Popsicle Geranium, Flutter Geranium, Floral Geranium, Peter Pan Geranium
Friends, I was hooked. The part of me that wanted maximum bang for my buck was just so happy:) A few other “Seemingly Endless Possibilities” Patterns. (I dare you to click through and see all that you can do with these patterns!)
Tinny, Natty Janes, Roller Skate Dress
2.) The “Give You Some Control Over Your Kid’s Unusual Shape” Pattern
If you stand for 10 minutes in a children’s department, you will hear this conversation. Maybe you are the one saying it.
It’s just so hard to find jeans/shorts/pants that fit. He has such a little waist and these long legs! She’s thick around the middle but then the legs of the pants are too wide!
For me it was one day when I was out shopping for my petite 2 year old daughter and couldn’t find a pair of shorts to fit her tiny little booty. The 2 year fell off, the 18-24 months still slipped down, the 12-18 months were baggy and the 9-12 months were too. The mom guilt was too much for me to handle (it must be my fault that she’s so tiny!) so I left the store with nothing but a lump in my throat. I came home, purchased and printed the Bubble Pocket Shorts, and sewed them completely while she napped.
When she got up she was no longer my little peanut swimming in too-big shorts, but just my sweet little girl in some sweet shorts. As she should be.
Bubble Pocket Shorts
Bottoms can be tough to fit. Buying a pattern that helps you take control of the waistband, leg width, and inseam can make such a difference!
A few other “Give You Some Control” patterns.
Clean Slate Pants, Skinny Jeans, Kid Shorts
3.) The “This is a Staple” Pattern
The Roly Poly Pinafore sold me immediately. I saw only a few stops on the tour before I was convinced that this was an essential summer staple, yet could easily be layered in the fall and winter, and the 2-dresses-in-1 tapped right into the part of me that is looking for a deal. Sold.
Summer/Cloud Roly Poly, Retro Reversible Roly Poly
Our kids need easy to wear, easy to mix items in their wardrobes. If you find a good pattern in a size range that will carry you through a few years with your child, then you’re golden.
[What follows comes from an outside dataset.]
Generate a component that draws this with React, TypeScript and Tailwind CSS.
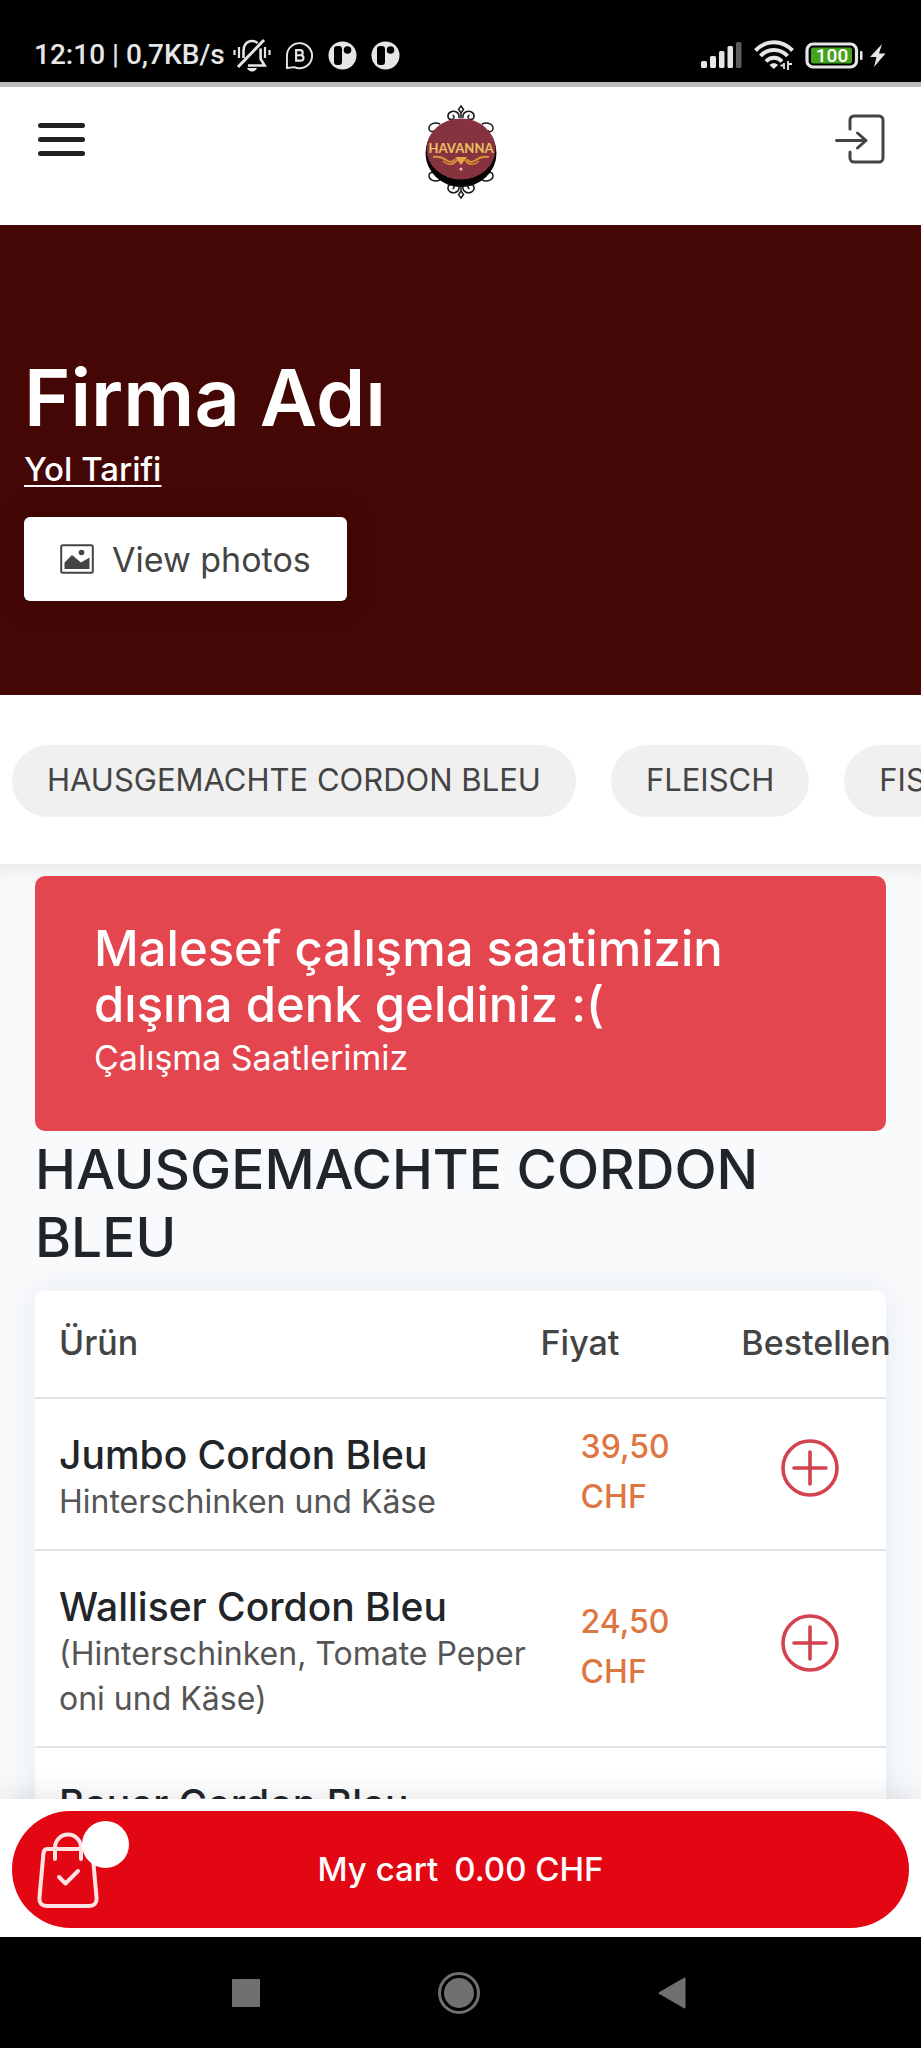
const categories = ["HAUSGEMACHTE CORDON BLEU", "FLEISCH", "FISCH", "PASTA"];

const products = [
  {
    name: "Jumbo Cordon Bleu",
    desc: "Hinterschinken und Käse",
    price: "39,50",
  },
  {
    name: "Walliser Cordon Bleu",
    desc: "(Hinterschinken, Tomate Peperoni und Käse)",
    price: "24,50",
  },
  {
    name: "Bauer Cordon Bleu",
    desc: "(Hinterschinken, Speck, Zwiebeln und Käse)",
    price: "24,50",
  },
];

function MutedBellIcon() {
  return (
    <svg width="38" height="34" viewBox="0 0 38 34" fill="none" stroke="#e6e6e6" strokeWidth="2.6">
      <path d="M1.500 12v5M6 9v11M32 9v11M36.500 12v5" strokeWidth="2.2" />
      <path d="M10.500 20v-7.500C10.500 7 14 3 19 3c2.200 0 4.200.8 5.600 2.100M27.300 10.500c.2.700.3 1.300.3 2v8.500l4 6.500H15" />
      <path d="M31 2 5 29" strokeWidth="3" />
      <path d="M14 30h10c-1 2.400-2.800 3.400-5 3.400s-4-1-5-3.400z" fill="#e6e6e6" stroke="none" />
    </svg>
  );
}

function BusinessChatIcon() {
  return (
    <svg width="29" height="29" viewBox="0 0 30 30" fill="none" stroke="#e6e6e6" strokeWidth="2">
      <path d="M2 28V15.500A13 13 0 1 1 9.500 27L2 28z" strokeLinejoin="round" />
      <path
        d="M11.500 9.500h4.200a2.600 2.600 0 0 1 0 5.200h-4.200zM11.500 14.700h4.800a2.800 2.800 0 0 1 0 5.600h-4.800z"
        strokeWidth="2.2"
      />
    </svg>
  );
}

function AppIcon() {
  return (
    <svg width="29" height="29" viewBox="0 0 29 29">
      <circle cx="14.500" cy="14.500" r="14" fill="#e6e6e6" />
      <rect x="6" y="5" width="8" height="19" rx="3" fill="#000" />
      <circle cx="19.500" cy="9" r="3.800" fill="#000" />
    </svg>
  );
}

function SignalIcon() {
  return (
    <svg width="42" height="28" viewBox="0 0 42 28" fill="#e6e6e6">
      <rect x="0" y="20" width="6" height="7" rx="1.500" />
      <rect x="9" y="15" width="6" height="12" rx="1.500" />
      <rect x="18" y="10" width="5.500" height="17" rx="1.500" />
      <rect x="26.500" y="5" width="5.500" height="22" rx="1.500" />
      <rect x="35" y="1" width="5.500" height="26" rx="1.500" fill="#5c5c5c" />
    </svg>
  );
}

function WifiIcon() {
  return (
    <svg width="40" height="30" viewBox="0 0 40 30" fill="none" stroke="#e6e6e6" strokeWidth="4">
      <path d="M1.500 10.500C12-.5 28-.5 38.500 10.500" />
      <path d="M6.500 16C14 8 26 8 33.500 16" />
      <path d="M12 21.500c4.500-5 11.500-5 16 0" />
      <path d="M15.500 25c2.500-2.500 6.500-2.500 8.500 0l-4.200 4z" fill="#e6e6e6" stroke="none" />
      <path d="M30 29v-6M34 21v9M38 24h-4M26.500 25.500h3.500" strokeWidth="1.800" />
    </svg>
  );
}

function BatteryIcon() {
  return (
    <svg width="59" height="27" viewBox="0 0 59 27">
      <rect x="2" y="2" width="49.500" height="23" rx="6" fill="#000" stroke="#e6e6e6" strokeWidth="3.200" />
      <rect x="6" y="5.500" width="41" height="16" rx="2" fill="#43a41c" />
      <rect x="55" y="9" width="2.500" height="9" rx="1" fill="#e6e6e6" />
      <text x="27" y="20" textAnchor="middle" fontFamily="Roboto" fontSize="19" fontWeight="500" fill="#fff">
        100
      </text>
    </svg>
  );
}

function BoltIcon() {
  return (
    <svg width="16" height="25" viewBox="0 0 16 25" fill="#e6e6e6">
      <path d="M12 1 0 14h6.500L4 24 15.500 10.500H9z" />
    </svg>
  );
}

function LogoFlourish() {
  return (
    <g fill="none" stroke="#1a1a1a" strokeWidth="1.500">
      <path d="M38 3l2.500 3.500L38 10l-2.500-3.500zM38 10v5" />
      <path d="M36 15c1-6-5-8-8.500-6-4 2.200-3 7.500.8 7.500 3 0 3.700-3.700 1.200-4.200M40 15c-1-6 5-8 8.500-6 4 2.200 3 7.500-.8 7.500-3 0-3.700-3.700-1.200-4.200" />
      <path d="M17 21c-6-2.500-11.500.5-11 5 .4 3 4 3.500 5 1.300M59 21c6-2.500 11.500.5 11 5-.4 3-4 3.500-5 1.300" />
    </g>
  );
}

function Logo() {
  return (
    <svg width="76" height="98" viewBox="0 0 76 98" role="img" aria-label="Havanna">
      <LogoFlourish />
      <g transform="translate(0 98) scale(1 -1)">
        <LogoFlourish />
      </g>
      <ellipse cx="38" cy="50" rx="35.500" ry="34" fill="#050303" />
      <ellipse cx="38" cy="46" rx="34.500" ry="30.500" fill="#87333f" />
      <text
        x="38"
        y="50"
        textAnchor="middle"
        fontFamily="Lato"
        fontSize="13"
        fontWeight="900"
        fill="#f3c46e"
        stroke="#8a4a1c"
        strokeWidth=".2"
      >
        HAVANNA
      </text>
      <g fill="none" stroke="#d8913a" strokeWidth="2">
        <path d="M10 54c6-1 9 0 13 3s8 2 9-1M66 54c-6-1-9 0-13 3s-8 2-9-1" />
        <path d="M20 58c5 5 11 4 14-1M56 58c-5 5-11 4-14-1" strokeWidth="1.500" />
      </g>
      <path d="M32 54h12l-6 8z" fill="#e5a548" />
      <circle cx="38" cy="66" r="1.500" fill="#edc3a0" />
    </svg>
  );
}

function LoginIcon() {
  return (
    <svg width="50" height="50" viewBox="0 0 50 50" fill="none" stroke="#444" strokeWidth="3" strokeLinecap="round">
      <path d="M15 15V6a4 4 0 0 1 4-4h25a4 4 0 0 1 4 4v38a4 4 0 0 1-4 4H19a4 4 0 0 1-4-4v-6" />
      <path d="M1.500 26.500H31M22.500 19l8.500 7.500-8.500 7.500" strokeLinejoin="round" />
    </svg>
  );
}

function PhotoIcon() {
  return (
    <svg width="34" height="30" viewBox="0 0 34 30">
      <rect x="1.200" y="1.200" width="31.600" height="27.600" rx="1.500" fill="none" stroke="#444" strokeWidth="2" />
      <path d="M4.500 25v-6.500l7.500-7.500 9 7.500 8.500-5v11.500z" fill="#444" />
      <circle cx="21.500" cy="8.500" r="2.800" fill="#444" />
    </svg>
  );
}

function PlusIcon() {
  return (
    <svg width="58" height="58" viewBox="0 0 58 58" fill="none" stroke="#d3424f" strokeWidth="3.600" strokeLinecap="round">
      <circle cx="29" cy="29" r="27" />
      <path d="M29 13v32M13 29h32" />
    </svg>
  );
}

function BagIcon() {
  return (
    <svg width="62" height="78" viewBox="0 0 62 78" fill="none" stroke="#ffe3e4" strokeWidth="4" strokeLinecap="round" strokeLinejoin="round">
      <path d="M10.500 18h41q3.500 0 4 4l4 44q1 9-8 9h-41q-9 0-8-9l4-44q.5-4 4-4z" />
      <path d="M18 28V16.500a13 13 0 0 1 26 0V28" />
      <path d="M22 46l6.500 6.500L41 40" />
    </svg>
  );
}

export default function App() {
  return (
    <div className="flex h-screen flex-col overflow-hidden bg-[#f8fafc] font-['Inter',sans-serif] text-[#212529]">
      <div className="flex h-[82px] shrink-0 items-center justify-between bg-black pr-[35px] pl-[34px]">
        <div className="flex items-center pt-[28px]">
          <span className="font-['Roboto',sans-serif] text-[28px] leading-[36px] font-medium text-[#e6e6e6]">
            12:10 | 0,7KB/s
          </span>
          <div className="ml-2 flex items-center gap-[14px]">
            <MutedBellIcon />
            <BusinessChatIcon />
            <AppIcon />
            <AppIcon />
          </div>
        </div>
        <div className="flex items-center gap-[11px] pt-[28px]">
          <SignalIcon />
          <WifiIcon />
          <div className="flex items-center gap-[6px]">
            <BatteryIcon />
            <BoltIcon />
          </div>
        </div>
      </div>

      <main className="min-h-0 flex-1 overflow-hidden">
        <header className="flex h-[143px] items-start justify-between border-t-[5px] border-[#bdbdbd] bg-white px-9 pt-4">
          <button type="button" aria-label="Menu" className="mt-4 flex w-14 flex-col gap-[9px] py-[4px] pl-[2px]">
            <span className="h-[5px] w-[47px] rounded-full bg-[#212121]" />
            <span className="h-[5px] w-[47px] rounded-full bg-[#212121]" />
            <span className="h-[5px] w-[47px] rounded-full bg-[#212121]" />
          </button>
          <a href="#home" aria-label="Havanna">
            <Logo />
          </a>
          <button type="button" aria-label="Login" className="mt-[11px] flex w-14 justify-end">
            <LoginIcon />
          </button>
        </header>

        <section className="h-[470px] bg-[#450705] px-6 pt-[124px] text-white">
          <h1 className="text-[79px] leading-[96px] font-semibold">Firma Adı</h1>
          <a href="#route" className="block w-fit text-[33px] leading-[48px] font-medium underline decoration-2 underline-offset-4 [text-decoration-skip-ink:none]">
            Yol Tarifi
          </a>
          <button
            type="button"
            className="mt-6 flex h-[84px] items-center gap-[18px] rounded-md bg-white px-[36px] text-[34px] text-[#444] shadow-[0_0_30px_rgba(0,0,0,0.2)]"
          >
            <PhotoIcon />
            View photos
          </button>
        </section>

        <nav className="relative flex h-[169px] gap-[35px] overflow-hidden bg-white pt-[50px] pl-3">
          {categories.map((c) => (
            <a
              key={c}
              href="#category"
              className="h-[72px] shrink-0 rounded-full bg-[#f0f0f0] px-[35px] text-[31px] leading-[70px] whitespace-nowrap text-[#444]"
            >
              {c}
            </a>
          ))}
        </nav>

        <div className="px-[35px] pt-3 shadow-[inset_0_16px_16px_-8px_rgba(0,0,0,0.06)]">
          <div className="rounded-[10px] bg-[#e4464f] px-[59px] pt-[45px] pb-12 text-white">
            <h4 className="text-[49px] leading-[56px] font-medium">Malesef çalışma saatimizin dışına denk geldiniz :(</h4>
            <p className="text-[34px] leading-[50px]">Çalışma Saatlerimiz</p>
          </div>

          <h2 className="pt-1 text-[55px] leading-[68px] font-medium">HAUSGEMACHTE CORDON BLEU</h2>

          <table className="mt-5 w-full table-fixed rounded-t-[10px] bg-white text-left shadow-[0_0_40px_rgba(30,60,80,0.07)]">
            <thead>
              <tr className="h-[107px] border-b-2 border-[#dfe3e5] text-[34px] text-[#444]">
                <th className="w-[58%] pb-1 pl-6 font-medium">Ürün</th>
                <th className="w-[25%] pb-1 pl-3 font-medium">Fiyat</th>
                <th className="w-[17%] pb-1 font-medium whitespace-nowrap">Bestellen</th>
              </tr>
            </thead>
            <tbody>
              {products.map((p) => (
                <tr key={p.name} className="border-b-2 border-[#dfe3e5]">
                  <td className="pt-[32px] pb-[25px] pl-6">
                    <h3 className="text-[39px] leading-[48px] font-medium">{p.name}</h3>
                    <p className="text-[32px] leading-[45px] break-all text-[#555]">{p.desc}</p>
                  </td>
                  <td className="pr-12 pb-1 pl-[52px] text-[32px] leading-[50px] font-medium text-[#de7642]">
                    {p.price} CHF
                  </td>
                  <td className="pr-2 pb-3">
                    <button type="button" aria-label={`Add ${p.name}`} className="mx-auto block">
                      <PlusIcon />
                    </button>
                  </td>
                </tr>
              ))}
            </tbody>
          </table>
        </div>
      </main>

      <footer className="relative shrink-0 bg-white px-3 pt-3 pb-[9px] shadow-[0_0_30px_rgba(0,0,0,0.12)]">
        <button type="button" className="flex h-[117px] w-full items-center rounded-full bg-[#e30613] px-[25px] text-[33px] font-medium text-white">
          <span className="relative w-16">
            <BagIcon />
            <span className="absolute -top-[10px] left-[45px] size-[47px] rounded-full bg-white" />
          </span>
          <span className="flex flex-1 justify-center gap-4 pr-16">
            <span>My cart</span>
            <span>0.00 CHF</span>
          </span>
        </button>
      </footer>

      <div className="flex h-[111px] shrink-0 items-center justify-center gap-[178px] bg-black pr-1">
        <button type="button" aria-label="Recent apps">
          <svg width="28" height="28" viewBox="0 0 28 28" fill="#707070">
            <rect width="28" height="28" rx="1" />
          </svg>
        </button>
        <button type="button" aria-label="Home">
          <svg width="42" height="42" viewBox="0 0 42 42" fill="#707070">
            <circle cx="21" cy="21" r="19.500" fill="none" stroke="#707070" strokeWidth="3" />
            <circle cx="21" cy="21" r="15" />
          </svg>
        </button>
        <button type="button" aria-label="Back">
          <svg width="28" height="32" viewBox="0 0 28 32" fill="#707070" stroke="#707070" strokeWidth="2" strokeLinejoin="round">
            <path d="M26.500 1.500v29L1.500 16z" />
          </svg>
        </button>
      </div>
    </div>
  );
}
Other “This is a Staple” patterns.
Greenpoint Cardigan, Berkshire Blazer, Fancy Pants Leggings
4.) The “You’ll Learn a Lot” Pattern
One thing that I kept hearing (reading?) about Oliver + S patterns was the phrase “you’ll learn a lot.” I bought my first Oliver + S dress during their summer sale and sewed it up during fall KCW. Guess what? I learned a lot. No, seriously. The instructions are very clear and great lengths are taken to make sure that things are just right. I love all of the dresses that I’ve made for my daughter, but I think that her Family Reunion Dress looks like it should be on a display. It’s just SO professional looking. It was not a quick sew, but a fulfilling sew, worth the effort, and I added several tricks to my sewing arsenol.
Other “You’ll Learn a Lot” Patterns.
Book Report Dress, Sunday Brunch Jacket, Jump Rope Dress
5.) The “Unisex Love” Pattern
Pattern tours are just such a good idea because seeing so many different takes on a single pattern can give you 150 ideas for pieces that can go directly into your kid’s closet.
But when they give you 150 ideas for both genders?! That’s a whole new story. My first experience was with the Recess Raglan. I’m still experiencing this one. Such a great pattern, can’t stop sewing it up for both of my children.
Red Poppy, Floral, and Boy Blue Raglans, Minty Mod
I did the same with the Bimaa.
Floral & Stripe, Hooded Lightening Bolt, Upcycled Cowl
One pattern for two kids? Again, you cannot beat the “maximum bang for your buck” factor.
Other “unisex love” patterns.
Bimaa Sweater, Harem Pants, Banyan Tee,
6.) The “Just Get It Already” Pattern
When I first saw the Knight Hoodie pattern I gasped because it was just so amazing. Then I tried to talk myself out of it. “Erin, your son has tons of hoodies already, there are no inexpensive places nearby to get sweatshirt fleece, you will not make him multiple varieties of this pattern…” But even I knew that logic wasn’t going to work. (How is it that this was going in one ear and out the other when it was all in my head? Hmmm…)
I have a 5 year old boy. He will think this is awesome. We live in London for crying out loud. Every church nearby looks like a castle, and there are actual castles, so the photo possibilities are endless. And I really want to make this.
Sometimes there is no reasoning with yourself as to why you shouldn’t get a pattern. You need to just get it already. Am I right?
Other “Just Get It Already” patterns.
Ballet Sweater, Marina Romper, Swing Coat
Tell me, are any of these your main criteria for purchasing a pattern? What are the things that you just cannot say no to, and must buy and sew immediately? I’d love to hear!!